In an interview with ABC News's George Stephanopoulos, Biden argued that there was no way the intelligence community could have foreseen the Afghan army's quick surrender, despite being provided with U.S. equipment and having received years of training from U.S. forces.

"When you had the government of Afghanistan, the leader of that government, getting in a plane and taking off and going to another country, when you saw the significant collapse of the Afghan troops we had trained, almost 300,000 of them, just leaving their equipment and taking off. That's what happened; that's simply what happened," Biden said. "...the idea that the Taliban would take over was premised on the notion that somehow the 300,000 troops we had trained and equipped was going to just collapse, that they were going to give up. I don't think anyone anticipated that."

When questioned about statements he made in July in which he noted that a Taliban takeover of Afghanistan was "highly unlikely" amid an American withdrawal, Biden admitted that he did receive some estimates that the U.S.-backed Afghan government could fall by the "end of the year."

"By the end of the year, (intelligence said) that (Taliban takeover) was a real possibility. But no one said that it was going to happen (by August)," Biden said.

Biden also told Stephanopoulos that he felt his hands were tied by a 2020 peace deal the Trump administration brokered with the Taliban. That deal promised that U.S. troops would leave Afghanistan by May, though Biden later extended the withdrawal through the end of August. In exchange, the Taliban would not attack U.S. troops.

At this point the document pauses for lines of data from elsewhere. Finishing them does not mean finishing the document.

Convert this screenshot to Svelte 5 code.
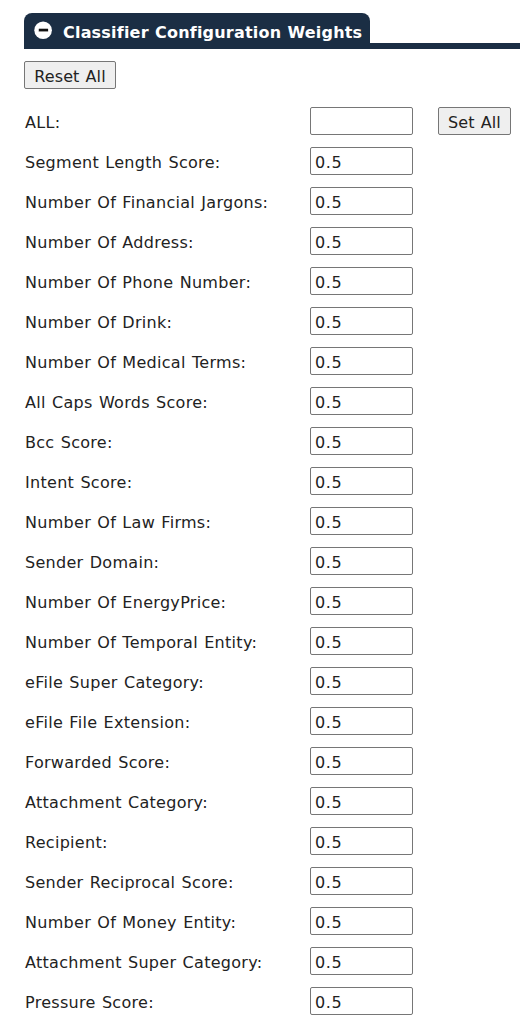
<script>
  let weights = $state([
    'Segment Length Score', 'Number Of Financial Jargons', 'Number Of Address',
    'Number Of Phone Number', 'Number Of Drink', 'Number Of Medical Terms',
    'All Caps Words Score', 'Bcc Score', 'Intent Score', 'Number Of Law Firms',
    'Sender Domain', 'Number Of EnergyPrice', 'Number Of Temporal Entity',
    'eFile Super Category', 'eFile File Extension', 'Forwarded Score',
    'Attachment Category', 'Recipient', 'Sender Reciprocal Score',
    'Number Of Money Entity', 'Attachment Super Category', 'Pressure Score'
  ].map((name) => ({ name, value: '0.5' })));
  let all = $state('');

  function reset() {
    weights.forEach((w) => (w.value = '0.5'));
  }
  function setAll() {
    weights.forEach((w) => (w.value = all));
  }
</script>

<main>
  <header>
    <h2>
      <svg width="18" height="18" viewBox="0 0 18 18" aria-hidden="true">
        <circle cx="9.1" cy="9.2" r="8.8" fill="#fff" />
        <rect x="4.6" y="7.6" width="9.6" height="3.2" rx="0.5" fill="#777" />
        <rect x="5" y="8" width="9" height="2" fill="#111" />
      </svg>
      <span>Classifier Configuration Weights</span>
    </h2>
  </header>
  <button class="reset" onclick={reset}><span>Reset All</span></button>
  <div class="rows">
    <div class="row">
      <label for="all">ALL:</label>
      <input id="all" bind:value={all} />
      <button class="set" onclick={setAll}><span>Set All</span></button>
    </div>
    {#each weights as w, i}
      <div class="row">
        <label for="w{i}">{w.name}:</label>
        <input id="w{i}" bind:value={w.value} />
      </div>
    {/each}
  </div>
</main>

<style>
  :global(body) { background: #fff; overflow: hidden; }
  main {
    box-sizing: border-box;
    height: 1021px;
    overflow: hidden;
    padding: 13px 0 0 24px;
    font: 16px/20px Verdana, "DejaVu Sans", sans-serif;
    letter-spacing: 0.29px;
    word-spacing: 0.9px;
    color: #222;
  }
  header { height: 30px; border-bottom: 6px solid #1b2e44; }
  h2 {
    box-sizing: border-box;
    display: flex;
    align-items: flex-start;
    width: 346px;
    height: 30px;
    margin: 0;
    padding: 8px 0 0 10px;
    border-radius: 8px 8px 0 0;
    background: #1b2e44;
    color: #fff;
    font-size: 16px;
    line-height: 20px;
    letter-spacing: 0.2px;
    word-spacing: 0.5px;
    white-space: nowrap;
  }
  h2 svg { flex: none; margin: 0 11px 0 0; }
  h2 span { padding-top: 2px; }
  button, input {
    box-sizing: border-box;
    height: 28px;
    margin: 0;
    border: 1px solid #767676;
    border-radius: 2px;
    font: inherit;
    letter-spacing: inherit;
    word-spacing: inherit;
    color: #222;
  }
  button { display: block; padding: 2px 0 0; background: #efefef; letter-spacing: 0.1px; white-space: nowrap; }
  button span { display: block; padding-top: 1px; }
  .reset { width: 92px; margin-top: 12px; }
  .set { width: 73px; margin-left: 25px; }
  .rows { padding-top: 18px; }
  .row { display: flex; height: 28px; margin-bottom: 12px; }
  label { width: 285px; padding: 6px 0 0 1px; box-sizing: border-box; margin-right: 1px; white-space: nowrap; }
  input { width: 103px; padding: 2px 4px 0; background: #fff; outline: 0; letter-spacing: 0.6px; }
</style>
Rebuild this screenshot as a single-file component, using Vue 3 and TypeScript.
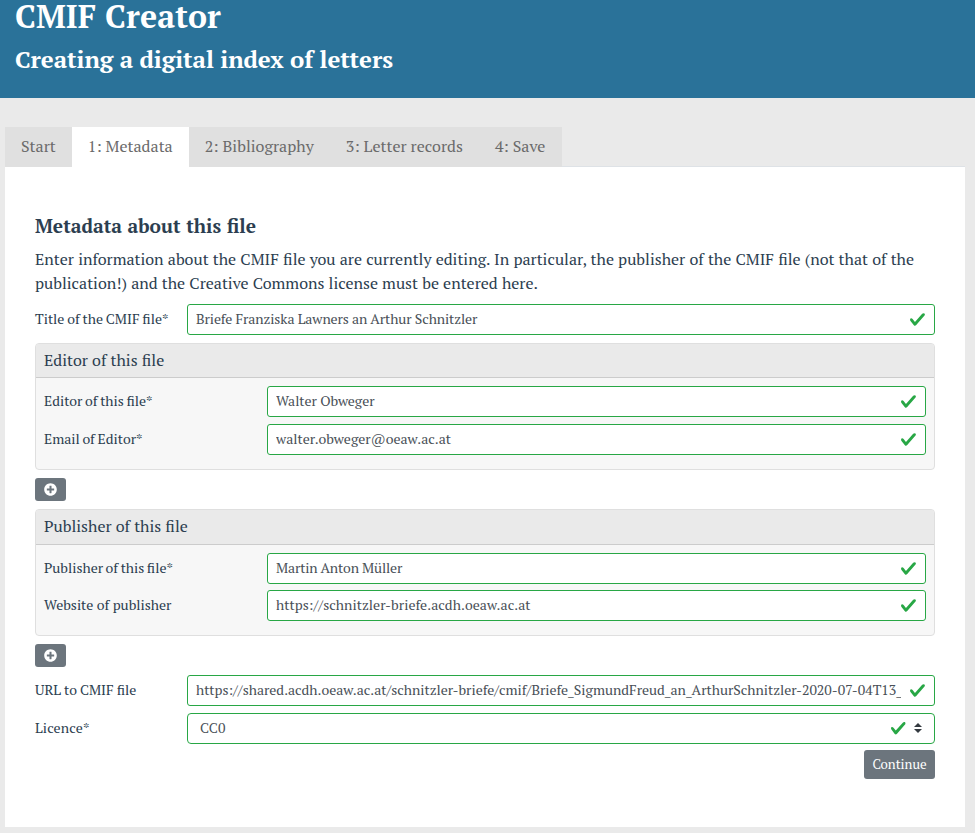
<script setup lang="ts">
import { ref } from 'vue'

interface Field {
  id: string
  label: string
  wordGap: number
  value: string
  valueSpacing: number
}

interface Section {
  title: string
  fields: Field[]
}

const tabs = ['Start', '1: Metadata', '2: Bibliography', '3: Letter records', '4: Save']
const activeTab = ref(1)

const titleField = ref<Field>({
  id: 'title',
  label: 'Title of the CMIF file*',
  wordGap: -0.57,
  value: 'Briefe Franziska Lawners an Arthur Schnitzler',
  valueSpacing: -0.098,
})

const sections = ref<Section[]>([
  {
    title: 'Editor of this file',
    fields: [
      { id: 'editor', label: 'Editor of this file*', wordGap: -0.8, value: 'Walter Obweger', valueSpacing: -0.045 },
      { id: 'email', label: 'Email of Editor*', wordGap: -0.75, value: 'walter.obweger@oeaw.ac.at', valueSpacing: 0.019 },
    ],
  },
  {
    title: 'Publisher of this file',
    fields: [
      { id: 'publisher', label: 'Publisher of this file*', wordGap: -0.9, value: 'Martin Anton Müller', valueSpacing: -0.145 },
      { id: 'website', label: 'Website of publisher', wordGap: 0, value: 'https://schnitzler-briefe.acdh.oeaw.ac.at', valueSpacing: 0.048 },
    ],
  },
])

const urlField = ref<Field>({
  id: 'url',
  label: 'URL to CMIF file',
  wordGap: -0.4,
  value: 'https://shared.acdh.oeaw.ac.at/schnitzler-briefe/cmif/Briefe_SigmundFreud_an_ArthurSchnitzler-2020-07-04T13_',
  valueSpacing: -0.014,
})

const licence = ref('CC0')
const labelStyle = (field: Field) => ({ wordSpacing: `${field.wordGap}px` })
const valueStyle = (field: Field) => ({ letterSpacing: `${field.valueSpacing}px` })
</script>

<template>
  <div class="page">
    <header class="banner">
      <h1>CMIF Creator</h1>
      <h2>Creating a digital index of letters</h2>
    </header>

    <main class="content">
      <nav class="tabs">
        <a
          v-for="(tab, i) in tabs"
          :key="tab"
          class="tab"
          :class="{ active: i === activeTab }"
          @click="activeTab = i"
        >{{ tab }}</a>
      </nav>

      <section class="panel">
        <h3>Metadata about this file</h3>
        <p class="intro">
          Enter information about the CMIF file you are currently editing. In particular, the publisher of the CMIF file (not that of the publication!) and the Creative Commons license must be entered here.
        </p>

        <div class="row title-row">
          <label :for="titleField.id" :style="labelStyle(titleField)">{{ titleField.label }}</label>
          <div class="control">
            <input :id="titleField.id" v-model="titleField.value" :style="valueStyle(titleField)" spellcheck="false">
            <svg class="check" viewBox="0 0 8 8"><path d="M2.3 6.73L.6 4.53c-.4-1.04.46-1.4 1.1-.8l1.1 1.4 3.4-3.8c.6-.63 1.6-.27 1.2.7l-4 4.6c-.43.5-.8.4-1.1.1z" /></svg>
          </div>
        </div>

        <div v-for="section in sections" :key="section.title" class="group">
          <div class="card">
            <div class="card-header">{{ section.title }}</div>
            <div class="card-body">
              <div v-for="field in section.fields" :key="field.id" class="row">
                <label :for="field.id" :style="labelStyle(field)">{{ field.label }}</label>
                <div class="control">
                  <input :id="field.id" v-model="field.value" :style="valueStyle(field)" spellcheck="false">
                  <svg class="check" viewBox="0 0 8 8"><path d="M2.3 6.73L.6 4.53c-.4-1.04.46-1.4 1.1-.8l1.1 1.4 3.4-3.8c.6-.63 1.6-.27 1.2.7l-4 4.6c-.43.5-.8.4-1.1.1z" /></svg>
                </div>
              </div>
            </div>
          </div>
          <button type="button" class="btn add">
            <svg viewBox="0 0 512 512"><path d="M256 8C119 8 8 119 8 256s111 248 248 248 248-111 248-248S393 8 256 8zm144 276c0 6.600-5.400 12-12 12h-92v92c0 6.600-5.400 12-12 12h-56c-6.600 0-12-5.400-12-12v-92h-92c-6.600 0-12-5.400-12-12v-56c0-6.600 5.400-12 12-12h92v-92c0-6.600 5.400-12 12-12h56c6.600 0 12 5.400 12 12v92h92c6.600 0 12 5.400 12 12v56z" /></svg>
          </button>
        </div>

        <div class="row">
          <label :for="urlField.id" :style="labelStyle(urlField)">{{ urlField.label }}</label>
          <div class="control">
            <input :id="urlField.id" v-model="urlField.value" :style="valueStyle(urlField)" spellcheck="false">
            <svg class="check" viewBox="0 0 8 8"><path d="M2.3 6.73L.6 4.53c-.4-1.04.46-1.4 1.1-.8l1.1 1.4 3.4-3.8c.6-.63 1.6-.27 1.2.7l-4 4.6c-.43.5-.8.4-1.1.1z" /></svg>
          </div>
        </div>

        <div class="row">
          <label for="licence" class="licence-label">Licence*</label>
          <div class="control">
            <select id="licence" v-model="licence">
              <option>CC0</option>
            </select>
            <svg class="check shifted" viewBox="0 0 8 8"><path d="M2.3 6.73L.6 4.53c-.4-1.04.46-1.4 1.1-.8l1.1 1.4 3.4-3.8c.6-.63 1.6-.27 1.2.7l-4 4.6c-.43.5-.8.4-1.1.1z" /></svg>
            <svg class="caret" viewBox="0 0 4 5"><path d="M2 0L0 2h4zm0 5L0 3h4z" /></svg>
          </div>
        </div>

        <div class="actions">
          <button type="button" class="btn continue">Continue</button>
        </div>
      </section>
    </main>
  </div>
</template>

<style>
body {
  margin: 0;
  background: #eaeaea;
}
</style>

<style scoped>
.page {
  box-sizing: border-box;
  height: 833px;
  font: 16px/24px 'PT Serif', 'Liberation Serif', serif;
  color: #2c3e50;
  background: #eaeaea;
}

.banner {
  box-sizing: border-box;
  height: 98px;
  padding-left: 15px;
  color: #fff;
  background: #2a7299;
}

h1,
h2,
h3 {
  margin: 0;
  font-weight: 700;
}

h1 {
  padding-bottom: 13px;
  font-size: 32px;
  line-height: 32px;
  letter-spacing: 0.1px;
}

h2 {
  font-size: 24px;
  line-height: 29px;
  letter-spacing: -0.059px;
}

.content {
  padding: 29px 10px 0 5px;
}

.tabs {
  display: flex;
  border-bottom: 1px solid #dee2e6;
}

.tab {
  height: 40px;
  box-sizing: border-box;
  margin-bottom: -1px;
  padding: 7px 16px 9px;
  line-height: 24px;
  letter-spacing: 0.03px;
  color: #6b6b6b;
  background: #e0e0e0;
  cursor: pointer;
}

.tab:last-child {
  padding-right: 16.8px;
}

.tab.active {
  background: #fff;
}

.panel {
  box-sizing: border-box;
  height: 660px;
  padding: 47px 30px 0;
  background: #fff;
}

h3 {
  font-size: 19.2px;
  line-height: 23px;
  word-spacing: 0.4px;
}

.intro {
  margin: 10px 0 9px;
  word-spacing: 0.3px;
}

.row {
  display: grid;
  grid-template-columns: 152px 1fr;
  align-items: center;
  margin-bottom: 6.6px;
  font-size: 14px;
}

.title-row {
  margin-bottom: 8px;
}

label {
  padding-bottom: 2px;
  line-height: 21px;
}

.licence-label {
  letter-spacing: 0.15px;
}

.control {
  position: relative;
  display: flex;
}

input,
select {
  width: 100%;
  height: 31px;
  box-sizing: border-box;
  margin: 0;
  padding: 3px 33px 5px 8px;
  font: 14px/21px 'PT Serif', 'Liberation Serif', serif;
  color: #495057;
  background: #fff;
  border: 1px solid #28a745;
  border-radius: 3px;
  outline: 0;
}

select {
  padding-left: 12px;
  appearance: none;
  border-radius: 4px;
  letter-spacing: 0.1px;
}

.check {
  position: absolute;
  top: 7.25px;
  right: 9px;
  width: 17px;
  height: 17px;
  fill: #28a745;
}

.check.shifted {
  right: 29px;
  width: 16.5px;
  height: 16.5px;
}

.caret {
  position: absolute;
  top: 10.5px;
  right: 13px;
  width: 8px;
  height: 10px;
  fill: #343a40;
}

.group {
  margin-bottom: 8.5px;
}

.group:nth-last-of-type(4) {
  margin-bottom: 7.9px;
}

.card {
  box-sizing: border-box;
  height: 126.6px;
  border: 1px solid #dfdfdf;
  border-radius: 4px;
  overflow: hidden;
  background: #f7f7f7;
}

.card-header {
  height: 34.3px;
  box-sizing: border-box;
  padding: 4px 8px;
  word-spacing: 0.25px;
  background: #eaeaea;
  border-bottom: 1px solid #ccc;
}

.card-body {
  padding: 7.9px 8px 0;
}

.card .row {
  grid-template-columns: 223px 1fr;
}

.btn {
  display: block;
  margin: 0;
  padding: 0;
  color: #fff;
  background: #6c757d;
  border: 0;
  border-radius: 3px;
}

.add {
  display: grid;
  place-items: center;
  width: 31px;
  height: 23px;
  margin-top: 8.3px;
}

.add svg {
  width: 13px;
  height: 13px;
  fill: #fff;
}

.actions {
  display: flex;
  justify-content: flex-end;
}

.continue {
  width: 71px;
  height: 29px;
  padding-bottom: 1px;
  font: 13.2px/20px 'PT Serif', 'Liberation Serif', serif;
}
</style>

Stephanopoulos also asked Biden if he had been advised to keep 2,500 troops in Afghanistan — the number of troops deployed in the country at the time Biden extended the withdrawal timeframe — to thwart a Taliban takeover. Biden said the U.S. would have needed a "whole hell of a lot more" forces to keep the Taliban at bay.

"The threshold question was, 'Do we commit to leave within the timeframe that was set when we extended it to Sept. 1, or do we put significantly more troops in?'" Biden said. "I hear people say, 'Well, you had 2,500 folks in there, and nothing was happening. There wasn't any war.' Well, guess what? The fact was, the reason it wasn't happening was because the last president negotiated a year earlier that he'd be out by May 1, and that in return, there'd be no attack on American forces. That's what was done; that's why nothing was happening."

Biden also defended the evacuation mission itself, which has been chaotic at times. On Monday, seven people were killed at an airport in Kabul when thousands of people breached the perimeter and rushed the runway in an attempt to seek a safe passage home.

Biden noted that the airport had been secured that evacuations are continuing.

"No one's being killed right now — we got 1,200 out yesterday, a couple thousand today. And it's increasing," Biden said. "We're gonna get those people out."

Reports on the ground indicate that areas surrounding the airport are being controlled by the Taliban, who are blocking roads and preventing people from reaching the airport. The U.S. has told those in the country that they cannot guarantee safe passage to the airport, though they will continue evacuation flights until Aug. 31.